Alsbald ehelichte er die weit aus jüngere Frau, die sich alleine um ihre Tochter kümmern musste, und nahm sie mit nach Wien. Laut Staatsanwaltschaft handelte es sich um eine "Vernunftehe". In den ersten Monaten verstand sich das Paar gut, der 61-Jährige kümmerte sich auch liebevoll um seine Stieftochter. Doch als er aufgrund seines Alters den Job verlor, kam es immer wieder zu Streitereien wegen Geld und auch aufgrund von Eifersucht. Der Beschuldigte verdächtigte seine Frau, dass sie ein Verhältnis mit einem "etwa 40 bis 45 Jahre alten Bosnier aus der Nachbarschaft" hätte.

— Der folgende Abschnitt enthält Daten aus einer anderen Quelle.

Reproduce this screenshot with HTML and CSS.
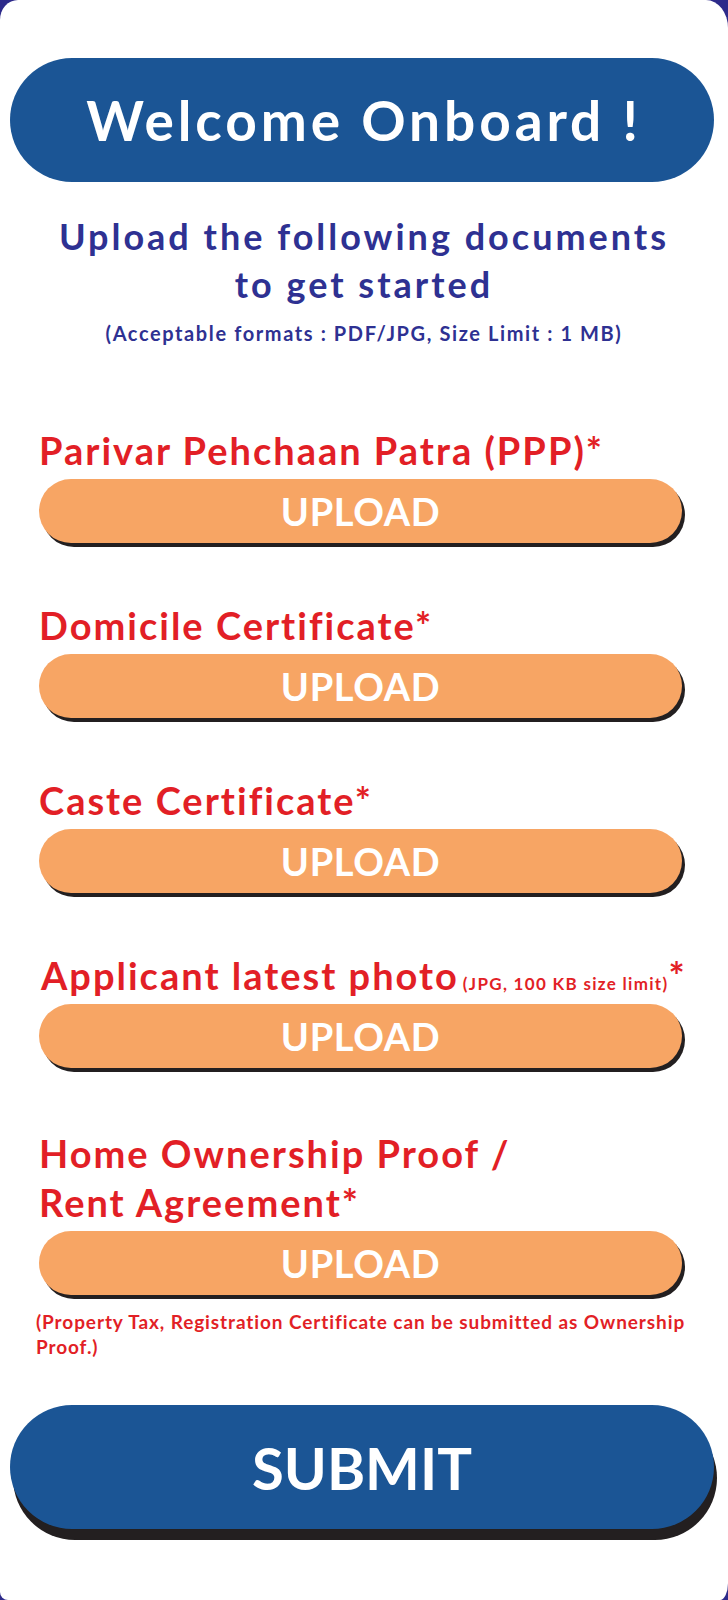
FILE: index.html
```html
<!DOCTYPE html>
<html lang="en">
<head>
<meta charset="utf-8">
<title>Welcome Onboard</title>
<link rel="stylesheet" href="styles.css">
</head>
<body>
<div class="screen">
  <div class="card">
    <h1 class="welcome">Welcome Onboard !</h1>
    <p class="intro">Upload the following documents<br>to get started</p>
    <p class="formats">(Acceptable formats : PDF/JPG, Size Limit : 1 MB)</p>

    <div class="docs">
      <div class="doc">
        <div class="doc-label">Parivar Pehchaan Patra (PPP)*</div>
        <button class="upload" type="button">UPLOAD</button>
      </div>
      <div class="doc">
        <div class="doc-label">Domicile Certificate*</div>
        <button class="upload" type="button">UPLOAD</button>
      </div>
      <div class="doc">
        <div class="doc-label">Caste Certificate*</div>
        <button class="upload" type="button">UPLOAD</button>
      </div>
      <div class="doc">
        <div class="doc-label doc-label-photo">Applicant latest photo<span class="hint">(JPG, 100 KB size limit)</span>*</div>
        <button class="upload" type="button">UPLOAD</button>
      </div>
      <div class="doc doc-last">
        <div class="doc-label">Home Ownership Proof /<br>Rent Agreement*</div>
        <button class="upload" type="button">UPLOAD</button>
        <p class="note">(Property Tax, Registration Certificate can be submitted as Ownership Proof.)</p>
      </div>
    </div>

    <button class="submit" type="button">SUBMIT</button>
  </div>
</div>
</body>
</html>
```

FILE: styles.css
```css
html, body {
  margin: 0;
  padding: 0;
}

body {
  background: #2d2a8a;
  font-family: "Lato", "Open Sans", sans-serif;
}

.screen {
  width: 728px;
  height: 1600px;
  overflow: hidden;
}

.card {
  box-sizing: border-box;
  width: 728px;
  height: 1600px;
  background: #ffffff;
  border-radius: 18px 22px 8px 8px / 20px 28px 17px 8px;
  padding-top: 58px;
  display: flex;
  flex-direction: column;
}

.welcome {
  margin: 0 14px 0 10px;
  height: 124px;
  border-radius: 62px;
  background: #1b5595;
  color: #ffffff;
  display: flex;
  align-items: center;
  justify-content: center;
  font-size: 55px;
  font-weight: 700;
  letter-spacing: 3.9px;
  padding-left: 4px;
}

.intro {
  margin: 30px 0 0;
  text-align: center;
  color: #2e3192;
  font-size: 36px;
  line-height: 48px;
  font-weight: 700;
  letter-spacing: 3px;
}

.formats {
  margin: 13px 0 0;
  text-align: center;
  color: #2e3192;
  font-size: 20px;
  line-height: 24px;
  font-weight: 700;
  letter-spacing: 1.6px;
}

.docs {
  margin-top: 81px;
  padding-left: 39px;
  display: flex;
  flex-direction: column;
}

.doc {
  display: flex;
  flex-direction: column;
  align-items: flex-start;
  margin-bottom: 58px;
}

.doc-last {
  margin-top: 3px;
  margin-bottom: 0;
}

.doc-label {
  color: #e21f26;
  font-size: 38px;
  line-height: 49px;
  font-weight: 700;
  letter-spacing: 2px;
  margin-bottom: 4px;
}

.doc-label-photo {
  padding-left: 2px;
}

.hint {
  font-size: 17px;
  line-height: 1;
  letter-spacing: 1.3px;
  margin-left: 4px;
}

.upload {
  width: 643px;
  height: 64px;
  border: 0;
  border-radius: 32px;
  background: #f7a564;
  box-shadow: 3px 4px 0 #231f20;
  color: #ffffff;
  font-family: "Lato", "Open Sans", sans-serif;
  font-size: 38px;
  font-weight: 700;
  letter-spacing: 0.6px;
  padding: 0;
}

.note {
  width: 660px;
  margin: 14px 0 0 -3px;
  color: #e21f26;
  font-size: 19px;
  line-height: 25px;
  font-weight: 700;
  letter-spacing: 0.9px;
}

.submit {
  margin: 46px 14px 0 10px;
  height: 124px;
  border: 0;
  border-radius: 62px;
  background: #1b5595;
  box-shadow: 3px 11px 0 #231f20;
  color: #ffffff;
  font-family: "Lato", "Open Sans", sans-serif;
  font-size: 58px;
  font-weight: 700;
  padding: 0;
}
```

Laut Aussage der Frau soll ihr Mann immer wieder handgreiflich geworden sein. Er schlief auch mit einem Messer unter dem Kopfpolster, erzählte die Frau, die sich als Privatbeteiligte dem Prozess anschloss. Am 8. April bedrohte er seine Frau erstmals mit einem Küchenmesser, führte die Staatsanwältin aus. Zwei Tage später eskalierte die Situation, als die Frau den 61-Jährigen verdächtigte, ihr zehn Euro aus der Tasche gestohlen zu haben. Er lief ihr laut Staatsanwältin mit dem Messer nach und rief: "Komm her, da ist das Geld!" Acht Mal hatte der Mann der jungen Frau in die Brust gestochen, stellte die Gerichtsmedizinerin Elisabeth Friedrich fest. Dabei wurden Leber, Lunge und der Herzbeutel lebensgefährlich verletzt.
Flucht über Fenster
Trotz ihrer schweren Verletzungen schnappte die Frau ihre vierjährige Tochter und flüchtete über das Fenster. Passanten, die auf die Schreie aufmerksam geworden sind, kamen den Flüchtenden zu Hilfe. Der 61-Jährige fügte sich daraufhin in selbstmörderischer Absicht selbst drei Stichverletzungen in den Bauch zu. Er wurde blutüberströmt von der Polizei entdeckt. "Ich hab gesagt, ich will nicht mehr leben", sagte er Richterin Brandstetter. An den Angriff auf seine Frau konnte sich der Angeklagte, der von Rudolf Mayer verteidigt wurde, nicht mehr erinnern. "Ich hab mich in dem Moment selbst verloren. Ich wollte das nicht. Ich hab das Messer genommen und mehr weiß ich nicht mehr."